Pull out every line containing the string "this".
:: Extracted information ::
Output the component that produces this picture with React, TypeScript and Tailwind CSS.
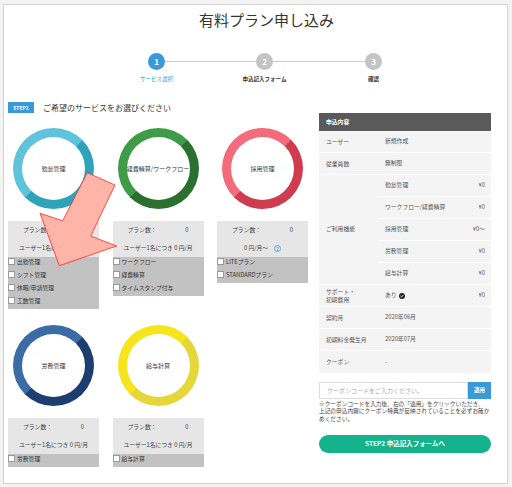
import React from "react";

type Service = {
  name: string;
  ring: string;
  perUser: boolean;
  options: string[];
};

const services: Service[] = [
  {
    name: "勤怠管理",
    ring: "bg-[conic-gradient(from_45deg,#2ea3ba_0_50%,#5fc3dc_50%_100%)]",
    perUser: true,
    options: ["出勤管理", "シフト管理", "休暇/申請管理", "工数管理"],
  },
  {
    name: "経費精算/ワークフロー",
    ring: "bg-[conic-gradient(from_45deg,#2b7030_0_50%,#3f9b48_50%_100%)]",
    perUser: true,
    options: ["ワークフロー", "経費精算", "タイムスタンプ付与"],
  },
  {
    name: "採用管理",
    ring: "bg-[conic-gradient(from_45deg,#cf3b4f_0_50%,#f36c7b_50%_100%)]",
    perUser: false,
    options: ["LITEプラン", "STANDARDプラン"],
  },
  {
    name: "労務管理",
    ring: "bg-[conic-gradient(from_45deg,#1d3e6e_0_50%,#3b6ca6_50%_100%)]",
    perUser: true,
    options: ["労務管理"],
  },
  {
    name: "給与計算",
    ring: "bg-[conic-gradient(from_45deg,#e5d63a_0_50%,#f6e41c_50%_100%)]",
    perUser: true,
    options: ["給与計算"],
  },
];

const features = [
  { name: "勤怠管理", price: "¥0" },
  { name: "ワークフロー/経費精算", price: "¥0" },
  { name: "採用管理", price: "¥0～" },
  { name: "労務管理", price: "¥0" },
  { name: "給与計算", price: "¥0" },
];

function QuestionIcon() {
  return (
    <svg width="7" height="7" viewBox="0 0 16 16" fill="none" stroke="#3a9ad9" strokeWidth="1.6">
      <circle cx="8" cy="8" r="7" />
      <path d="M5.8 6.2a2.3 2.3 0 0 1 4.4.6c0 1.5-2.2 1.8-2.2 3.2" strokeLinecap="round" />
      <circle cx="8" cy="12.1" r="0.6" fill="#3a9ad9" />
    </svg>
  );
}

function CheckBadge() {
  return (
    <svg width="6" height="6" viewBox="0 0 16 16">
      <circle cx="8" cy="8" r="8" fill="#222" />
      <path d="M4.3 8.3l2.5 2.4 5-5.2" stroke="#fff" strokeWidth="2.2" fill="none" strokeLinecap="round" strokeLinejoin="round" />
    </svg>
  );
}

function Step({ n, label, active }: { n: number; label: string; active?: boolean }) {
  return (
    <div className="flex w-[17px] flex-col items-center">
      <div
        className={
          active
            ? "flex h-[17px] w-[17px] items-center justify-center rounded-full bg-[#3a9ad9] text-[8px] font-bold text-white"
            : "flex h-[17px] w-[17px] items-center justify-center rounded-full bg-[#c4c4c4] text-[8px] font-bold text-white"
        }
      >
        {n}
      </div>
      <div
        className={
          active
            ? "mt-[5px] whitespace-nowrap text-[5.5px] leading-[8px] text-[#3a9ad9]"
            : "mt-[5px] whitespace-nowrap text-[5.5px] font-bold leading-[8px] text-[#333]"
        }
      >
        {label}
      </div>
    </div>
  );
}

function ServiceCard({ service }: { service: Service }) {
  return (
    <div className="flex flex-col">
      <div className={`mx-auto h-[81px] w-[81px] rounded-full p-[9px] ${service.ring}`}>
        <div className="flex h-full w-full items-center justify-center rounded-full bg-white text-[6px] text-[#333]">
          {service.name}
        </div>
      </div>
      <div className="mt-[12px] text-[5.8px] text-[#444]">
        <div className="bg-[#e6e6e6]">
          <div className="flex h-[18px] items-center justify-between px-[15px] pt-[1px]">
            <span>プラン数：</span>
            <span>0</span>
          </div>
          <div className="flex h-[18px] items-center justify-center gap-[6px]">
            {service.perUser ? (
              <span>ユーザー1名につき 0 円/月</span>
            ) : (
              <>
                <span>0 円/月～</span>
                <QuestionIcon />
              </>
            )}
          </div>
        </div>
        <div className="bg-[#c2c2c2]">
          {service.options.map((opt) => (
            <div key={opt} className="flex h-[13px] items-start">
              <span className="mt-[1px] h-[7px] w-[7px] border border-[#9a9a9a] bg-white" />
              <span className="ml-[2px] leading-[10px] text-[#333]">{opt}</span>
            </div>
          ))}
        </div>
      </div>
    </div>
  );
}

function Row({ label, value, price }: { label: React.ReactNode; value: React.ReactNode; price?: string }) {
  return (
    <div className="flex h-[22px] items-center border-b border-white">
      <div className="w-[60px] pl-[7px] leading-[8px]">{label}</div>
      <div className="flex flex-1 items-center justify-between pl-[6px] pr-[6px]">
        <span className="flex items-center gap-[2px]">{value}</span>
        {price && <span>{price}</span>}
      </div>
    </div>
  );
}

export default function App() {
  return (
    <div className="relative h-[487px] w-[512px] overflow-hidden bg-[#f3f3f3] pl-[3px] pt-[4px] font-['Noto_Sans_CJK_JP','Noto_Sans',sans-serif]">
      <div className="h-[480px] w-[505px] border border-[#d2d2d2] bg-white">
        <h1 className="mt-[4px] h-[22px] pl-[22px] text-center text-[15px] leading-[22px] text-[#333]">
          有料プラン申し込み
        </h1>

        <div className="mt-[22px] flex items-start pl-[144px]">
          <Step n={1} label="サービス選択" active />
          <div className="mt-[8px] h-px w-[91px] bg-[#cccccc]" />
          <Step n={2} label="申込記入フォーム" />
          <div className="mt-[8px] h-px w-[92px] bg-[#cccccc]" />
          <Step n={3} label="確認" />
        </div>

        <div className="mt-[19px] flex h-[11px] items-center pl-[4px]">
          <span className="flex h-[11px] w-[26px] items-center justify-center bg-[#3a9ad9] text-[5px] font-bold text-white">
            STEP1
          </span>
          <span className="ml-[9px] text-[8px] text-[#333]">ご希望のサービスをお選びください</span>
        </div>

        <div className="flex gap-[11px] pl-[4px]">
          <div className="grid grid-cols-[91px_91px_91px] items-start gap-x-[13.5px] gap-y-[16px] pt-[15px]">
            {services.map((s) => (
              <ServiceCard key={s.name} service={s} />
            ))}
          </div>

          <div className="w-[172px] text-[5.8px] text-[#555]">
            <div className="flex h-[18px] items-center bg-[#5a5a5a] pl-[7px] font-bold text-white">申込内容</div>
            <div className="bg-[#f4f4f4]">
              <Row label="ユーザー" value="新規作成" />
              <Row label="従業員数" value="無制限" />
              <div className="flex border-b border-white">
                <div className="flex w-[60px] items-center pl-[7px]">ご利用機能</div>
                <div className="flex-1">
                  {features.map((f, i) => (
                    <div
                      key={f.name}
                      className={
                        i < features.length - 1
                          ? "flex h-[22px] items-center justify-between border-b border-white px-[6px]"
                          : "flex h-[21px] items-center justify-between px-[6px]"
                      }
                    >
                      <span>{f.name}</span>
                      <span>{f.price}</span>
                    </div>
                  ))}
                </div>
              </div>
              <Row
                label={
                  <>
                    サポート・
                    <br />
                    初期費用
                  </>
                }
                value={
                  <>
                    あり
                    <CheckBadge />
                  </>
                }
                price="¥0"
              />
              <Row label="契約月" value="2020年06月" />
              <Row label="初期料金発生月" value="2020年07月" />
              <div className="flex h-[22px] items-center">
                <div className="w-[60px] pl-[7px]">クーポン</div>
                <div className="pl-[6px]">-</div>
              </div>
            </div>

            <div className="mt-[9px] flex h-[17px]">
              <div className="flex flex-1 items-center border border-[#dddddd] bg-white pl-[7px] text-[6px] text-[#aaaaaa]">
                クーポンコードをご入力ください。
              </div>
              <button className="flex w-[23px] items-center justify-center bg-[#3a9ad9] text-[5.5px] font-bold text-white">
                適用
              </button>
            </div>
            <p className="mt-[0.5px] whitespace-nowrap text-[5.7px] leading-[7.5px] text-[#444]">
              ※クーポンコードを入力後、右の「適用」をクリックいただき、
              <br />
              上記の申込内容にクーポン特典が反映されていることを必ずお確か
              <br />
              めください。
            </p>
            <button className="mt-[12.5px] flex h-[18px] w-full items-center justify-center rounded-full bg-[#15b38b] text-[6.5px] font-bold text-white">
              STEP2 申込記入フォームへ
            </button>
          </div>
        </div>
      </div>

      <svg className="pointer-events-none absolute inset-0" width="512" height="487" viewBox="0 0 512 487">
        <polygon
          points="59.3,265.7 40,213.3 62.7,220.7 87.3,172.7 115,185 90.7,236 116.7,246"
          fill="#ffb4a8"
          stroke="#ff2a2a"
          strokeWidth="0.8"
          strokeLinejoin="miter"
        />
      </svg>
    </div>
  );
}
:::
:: Extracted information ::
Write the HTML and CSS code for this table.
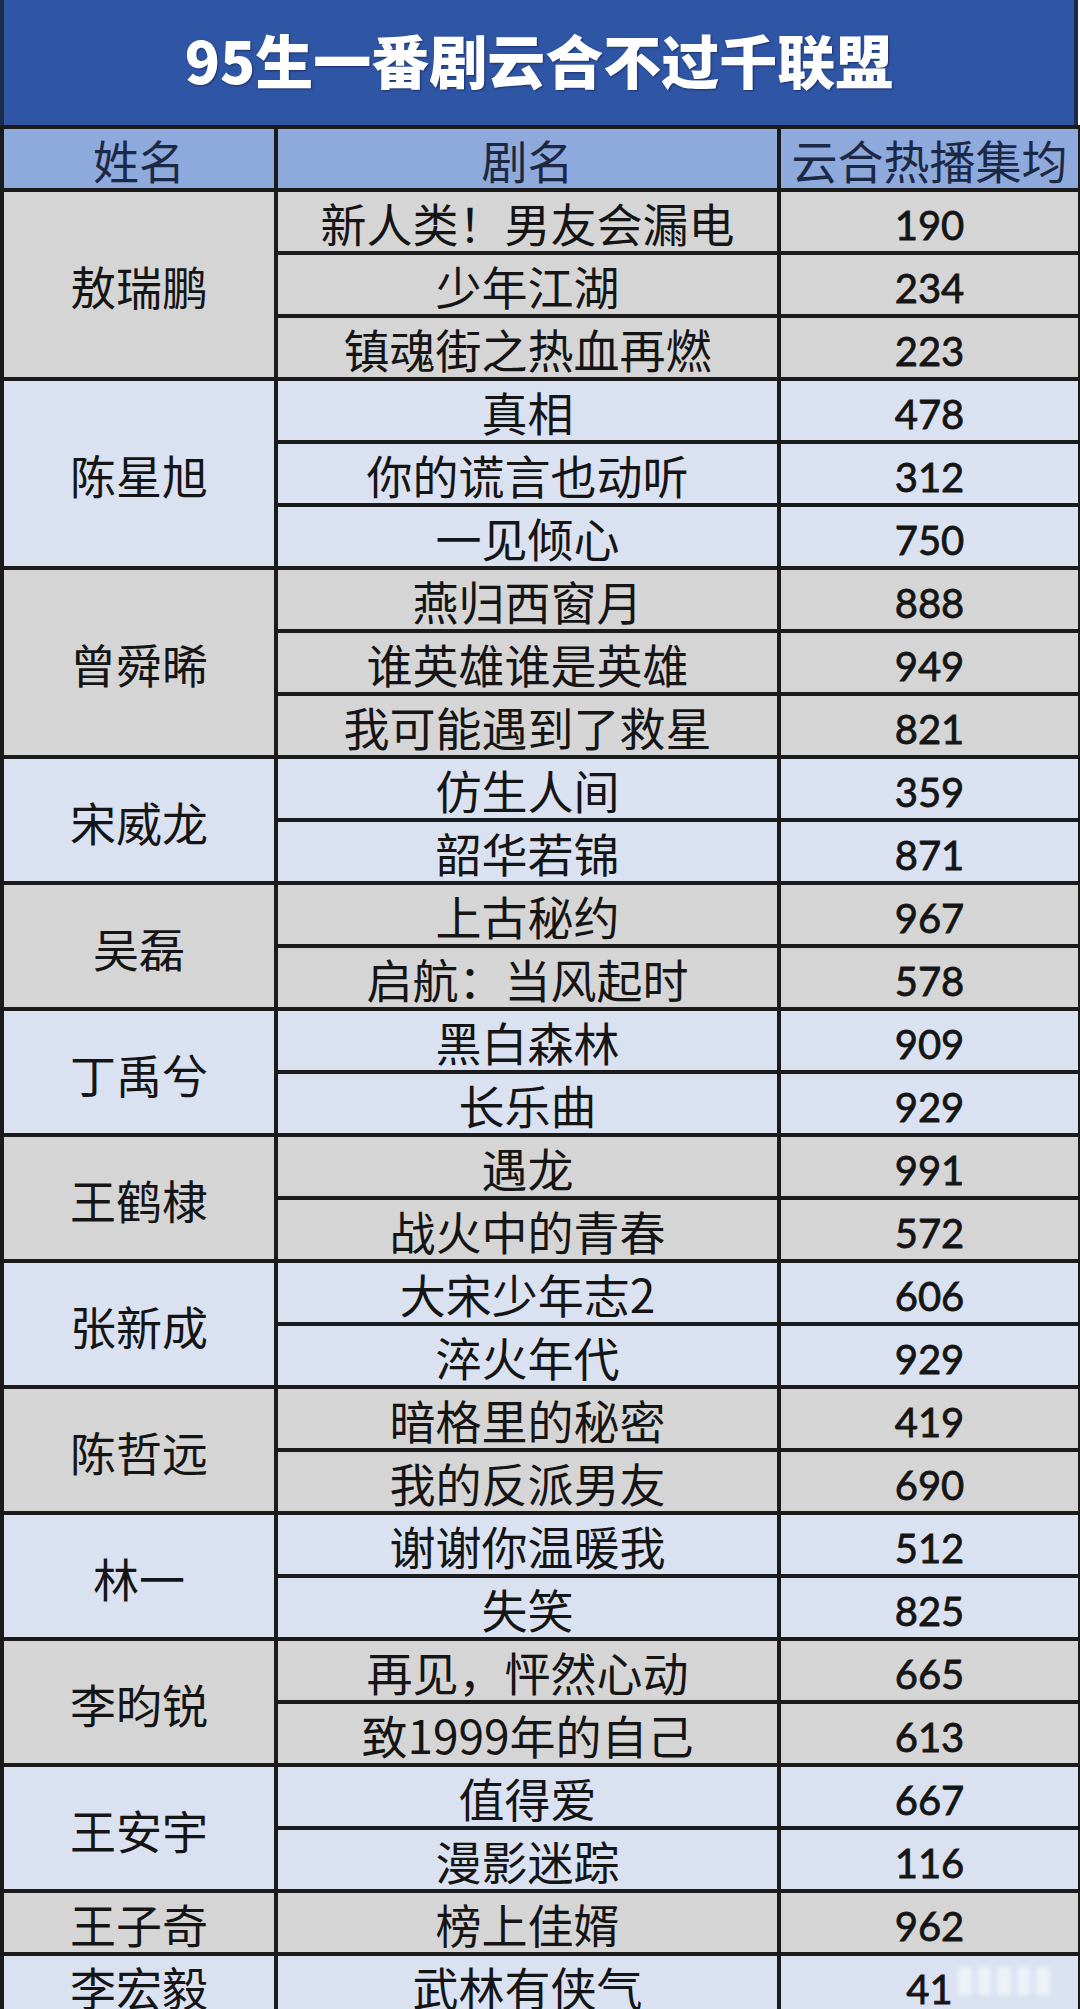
:::
◆ Written answer ◆
Output the component that produces this picture with React, TypeScript and Tailwind CSS.
Write the HTML and CSS code for this table.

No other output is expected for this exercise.